But all of this came to a halt with Netanyahu’s election in May. Netanyahu was a harsh critic of the land-for-peace agreements as he campaigned to become prime minister of a country deeply divided by these issues. He promised “peace with security,” won by a narrow margin and, upon taking office with a rightist-religious coalition, reluctantly agreed to honor the Israeli-Palestinian accords.

But Netanyahu still called them “bad.” His heart was not in them, and his political coalition was not behind them either. His right-wing supporters believe that the accords gave Jewish land to Palestinians without receiving peace in return--and last week’s violence was their proof.

They say they believe the only way to deal with Arabs is through force and that the worst thing Netanyahu can do in Washington is to reward Palestinian violence. This faction, represented by Cabinet ministers Ariel Sharon and Binyamin Begin, argues that Israel must hold on to most of the West Bank for security reasons as well as on Jewish religious grounds.

Thus, they oppose withdrawal of Israeli troops from Hebron. There, about 450 Jews live--among more than 100,000 Palestinians--in the center of town near the Cave of the Patriarchs.
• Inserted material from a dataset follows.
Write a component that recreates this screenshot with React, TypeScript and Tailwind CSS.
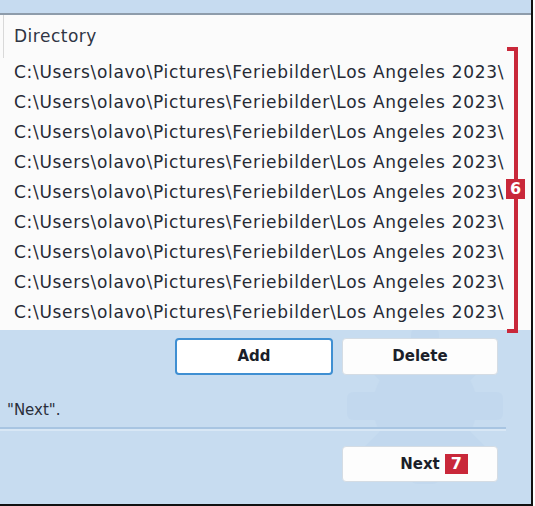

The shrine, which is believed to be the burial place of Abraham, Isaac and Jacob and is holy to Muslims and Jews, was the site of a 1994 massacre by a Jewish gunman that left about 30 Palestinians dead.

If it was difficult for Netanyahu to go against his party and coalition before last week’s gun battles, now he must find it even tougher, because his hard-line supporters argue that if Palestinian police fired on Israeli soldiers, the Arafat force could massacre Jewish civilians in Hebron.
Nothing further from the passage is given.